== STORED DATA ==
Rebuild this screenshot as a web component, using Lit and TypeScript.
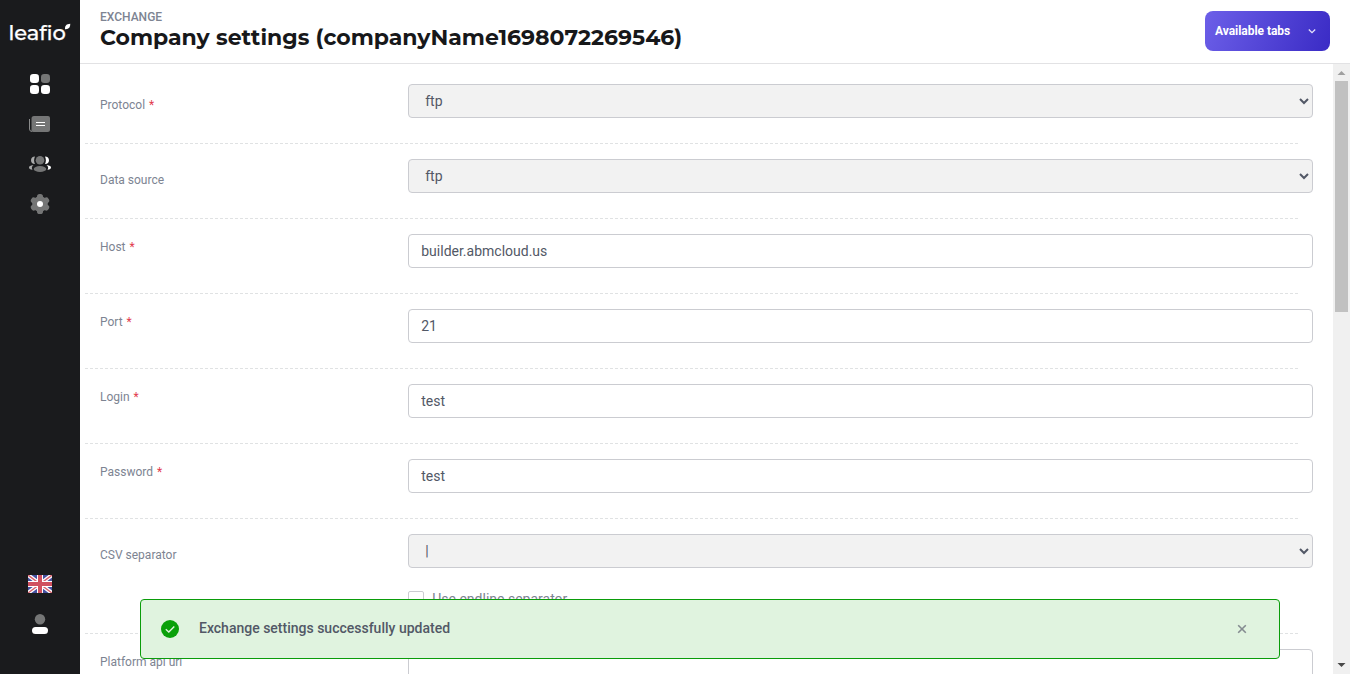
import { LitElement, html, svg, css, nothing } from "lit";
import { customElement, property } from "lit/decorators.js";

interface Field {
  label: string;
  required?: boolean;
  kind: "select" | "text";
  value: string;
  checkbox?: string;
}

const FIELDS: Field[] = [
  { label: "Protocol", required: true, kind: "select", value: "ftp" },
  { label: "Data source", kind: "select", value: "ftp" },
  { label: "Host", required: true, kind: "text", value: "builder.abmcloud.us" },
  { label: "Port", required: true, kind: "text", value: "21" },
  { label: "Login", required: true, kind: "text", value: "test" },
  { label: "Password", required: true, kind: "text", value: "test" },
  { label: "CSV separator", kind: "select", value: "|", checkbox: "Use endline separator" },
  { label: "Platform api url", kind: "text", value: "" },
];

@customElement("side-nav")
class SideNav extends LitElement {
  static styles = css`
    :host {
      display: flex;
      flex-direction: column;
      align-items: center;
      width: 80px;
      flex: none;
      box-sizing: border-box;
      padding: 16px 0 30px;
      background: #1a1b1d;
    }
    .logo { width: 64px; height: 32px; margin-bottom: 16px; }
    .logo text { font: 500 21px "Montserrat", "Lato", sans-serif; fill: #fff; stroke: #fff; stroke-width: 0.25px; font-variant-ligatures: common-ligatures; }
    .icon { width: 40px; height: 40px; display: block; }
    .space { flex: 1; }
  `;
  render() {
    return html`
      <svg class="logo" viewBox="8 16 64 32">
        <text x="8.400" y="40">leafio</text>
        <path fill="#fff" d="M65 29.200C64.800 25.600 66.400 24 70.300 23.800C70.400 27.600 68.600 29.600 65 29.200Z" />
      </svg>
      <svg class="icon" viewBox="20 64 40 40">
        <g fill="#fff">
          <rect x="30" y="74" width="9" height="9" rx="3.2" />
          <rect x="41" y="74" width="9" height="9" rx="3.2" fill="#757676" />
          <rect x="30" y="85" width="9" height="9" rx="3.2" />
          <rect x="41" y="85" width="9" height="9" rx="3.2" />
        </g>
      </svg>
      <svg class="icon" viewBox="20 104 40 40">
        <path d="M29.500 119V129Q29.500 131.500 32 131.500" fill="none" stroke="#8a8b8b" />
        <path d="M34 116H48Q50 116 50 118V129.500Q50 132 47.500 132H33.500Q31 132 31.500 129.500V118.500Q31.500 116 34 116Z" fill="#757676" />
        <path d="M36 122.500H45M36 125.500H45" stroke="#fff" stroke-width="1.200" />
      </svg>
      <svg class="icon" viewBox="20 144 40 40">
        <circle cx="40" cy="160.200" r="4.300" fill="#757676" />
        <ellipse cx="40" cy="169" rx="6.300" ry="3" fill="#757676" />
        <g fill="#a9aaaa">
          <path d="M35 156.400C33.800 158.800 33.800 161.800 35 164C32.300 164 31 162.300 31 160.200S32.500 156.400 35 156.400Z" />
          <path d="M33.500 165.300C31.500 166.500 31.500 168 32.500 169.700C30 169.700 29 168.500 29 167.500C29 166 31 165 33.500 165.300Z" />
        </g>
        <g fill="#fff">
          <path d="M45 156.400C46.200 158.800 46.200 161.800 45 164C47.700 164 49 162.300 49 160.200S47.500 156.400 45 156.400Z" />
          <path d="M46.500 165.300C48.500 166.500 48.500 168 47.500 169.700C50 169.700 51 168.500 51 167.500C51 166 49 165 46.500 165.300Z" />
        </g>
      </svg>
      <svg class="icon" viewBox="20 184 40 40">
        <circle cx="40" cy="204" r="7.800" fill="#757676" />
        ${[0, 60, 120, 180, 240, 300].map(
          (a) => svg`<rect x="37" y="194" width="6" height="7" rx="2.600" fill="#757676" transform="rotate(${a} 40 204)" />`
        )}
        <circle cx="40" cy="204" r="3" fill="#fff" />
      </svg>
      <div class="space"></div>
      <svg class="icon" viewBox="20 564 40 40">
        <svg x="28" y="575" width="24" height="18" viewBox="0 0 24 18">
          <rect width="24" height="18" fill="#4550a0" />
          <path d="M0 0L24 18M24 0L0 18" stroke="#fff" stroke-width="4" />
          <path d="M0 0L24 18M24 0L0 18" stroke="#d8606c" stroke-width="1.400" />
          <path d="M12 0V18M0 9H24" stroke="#fff" stroke-width="6" />
          <path d="M12 0V18M0 9H24" stroke="#d0505f" stroke-width="4" />
        </svg>
      </svg>
      <svg class="icon" viewBox="20 604 40 40">
        <circle cx="40" cy="619.300" r="5.200" fill="#757676" />
        <rect x="32" y="627" width="16" height="7" rx="3.500" fill="#fff" />
      </svg>
    `;
  }
}

@customElement("form-row")
class FormRow extends LitElement {
  @property({ attribute: false }) field!: Field;
  static styles = css`
    :host { display: block; }
    .row {
      display: flex;
      align-items: flex-start;
      box-sizing: border-box;
      width: 1213px;
      height: 75px;
      padding: 15px 0 0 15px;
      border-bottom: 1px dashed #e0e2e3;
    }
    .tall { height: 115px; }
    .label {
      flex: none;
      width: 308.25px;
      padding-top: 4px;
      font-size: 12px;
      line-height: 18px;
      color: #7d8492;
    }
    .low { padding-top: 12px; }
    .star { color: #e23b4e; margin-left: 1px; }
    .body { flex: none; width: 904.5px; }
    .control {
      display: block;
      box-sizing: border-box;
      width: 100%;
      height: 34px;
      margin: 0;
      padding: 0 12px;
      border: 1px solid #cbccd1;
      border-radius: 4px;
      background: #fff;
      color: #525866;
      font: 14px Roboto, sans-serif;
      outline: none;
    }
    .select { background: #f2f2f2; }
    .check { display: flex; align-items: center; gap: 8px; margin-top: 21px; font-size: 14px; line-height: 20px; color: #7d8492; }
    .box { box-sizing: border-box; width: 16px; height: 16px; border: 1px solid #cbccd1; border-radius: 2px; background: #fff; }
  `;
  render() {
    const f = this.field;
    const isSelect = f.kind === "select";
    return html`
      <div class="row ${f.checkbox ? "tall" : ""}">
        <label class="label ${isSelect ? "low" : ""}">${f.label}${f.required ? html`<span class="star"> *</span>` : nothing}</label>
        <div class="body">
          ${isSelect
            ? html`<select class="control select"><option>${f.value}</option></select>`
            : html`<input class="control" type="text" .value=${f.value} />`}
          ${f.checkbox ? html`<div class="check"><span class="box"></span><span>${f.checkbox}</span></div>` : nothing}
        </div>
      </div>
    `;
  }
}

@customElement("app-root")
class AppRoot extends LitElement {
  static styles = css`
    :host {
      display: flex;
      position: relative;
      width: 100%;
      height: 100vh;
      overflow: hidden;
      background: #fff;
      font-family: Roboto, sans-serif;
    }
    .main { flex: 1; min-width: 0; display: flex; flex-direction: column; }
    .header {
      flex: none;
      display: flex;
      justify-content: space-between;
      align-items: flex-start;
      box-sizing: border-box;
      height: 64px;
      padding: 11px 20px 0;
      border-bottom: 1px solid #e2e2e4;
    }
    .crumb { font-size: 12px; font-weight: 500; line-height: 12px; color: #7d8492; }
    .title { margin: 0; font: 700 22px/30px "Montserrat", "Inter", sans-serif; color: #17181a; white-space: nowrap; }
    .tabs {
      display: flex;
      align-items: center;
      justify-content: space-between;
      box-sizing: border-box;
      width: 125px;
      height: 40px;
      padding: 0 13px 0 10px;
      border: 0;
      border-radius: 8px;
      background: linear-gradient(110deg, #6c5fe8 0%, #3a2bc5 100%);
      color: #fff;
      font: 700 12px Roboto, sans-serif;
      letter-spacing: -0.04px;
    }
    .chevron { width: 10px; height: 8px; }
    .content { flex: 1; min-height: 0; display: flex; }
    .form { flex: 1; min-width: 0; overflow: hidden; padding: 5px 0 0 5px; }
    .scroll { flex: none; display: flex; flex-direction: column; align-items: center; width: 17px; background: #f0f0f0; }
    .arrow { width: 17px; height: 17px; flex: none; }
    .thumb { width: 13px; height: 231px; background: #c1c1c1; }
    .rest { flex: 1; }
    .toast {
      position: absolute;
      left: 140px;
      right: 70px;
      bottom: 15px;
      height: 60px;
      box-sizing: border-box;
      display: flex;
      align-items: center;
      padding: 0 32px 0 20px;
      border: 1px solid #0a9c0a;
      border-radius: 4px;
      background: #e0f3df;
      color: #525866;
      font-size: 14px;
      font-weight: 500;
    }
    .ok { width: 18px; height: 18px; margin-right: 20px; }
    .message { flex: 1; padding-bottom: 2px; }
    .close { width: 10px; height: 10px; }
  `;
  render() {
    return html`
      <side-nav></side-nav>
      <div class="main">
        <header class="header">
          <div>
            <div class="crumb">EXCHANGE</div>
            <h1 class="title">Company settings (companyName1698072269546)</h1>
          </div>
          <button class="tabs">
            <span>Available tabs</span>
            <svg class="chevron" viewBox="0 0 10 8"><path d="M1.800 2.500L5 5.700L8.200 2.500" fill="none" stroke="#e4e1fb" stroke-width="1.300" /></svg>
          </button>
        </header>
        <div class="content">
          <div class="form">${FIELDS.map((f) => html`<form-row .field=${f}></form-row>`)}</div>
          <div class="scroll">
            <svg class="arrow" viewBox="0 0 17 17"><path d="M4.500 11L8.500 7L12.500 11Z" fill="#a0a0a0" /></svg>
            <div class="thumb"></div>
            <div class="rest"></div>
            <svg class="arrow" viewBox="0 0 17 17"><path d="M4.500 6L8.500 10L12.500 6Z" fill="#484848" /></svg>
          </div>
        </div>
      </div>
      <div class="toast">
        <svg class="ok" viewBox="0 0 18 18">
          <circle cx="9" cy="9" r="9" fill="#0aa00a" />
          <path d="M4.800 9.300L7.800 12L13.300 6.500" fill="none" stroke="#e0f3df" stroke-width="1.400" />
        </svg>
        <span class="message">Exchange settings successfully updated</span>
        <svg class="close" viewBox="0 0 10 10"><path d="M1.200 1.200L8.800 8.800M8.800 1.200L1.200 8.800" stroke="#848b90" stroke-width="1.600" /></svg>
      </div>
    `;
  }
}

== GIVEN PROBLEM ==
Work out the count of lines containing the word "this", then write only that count.

== EXPECTED ANSWER ==
2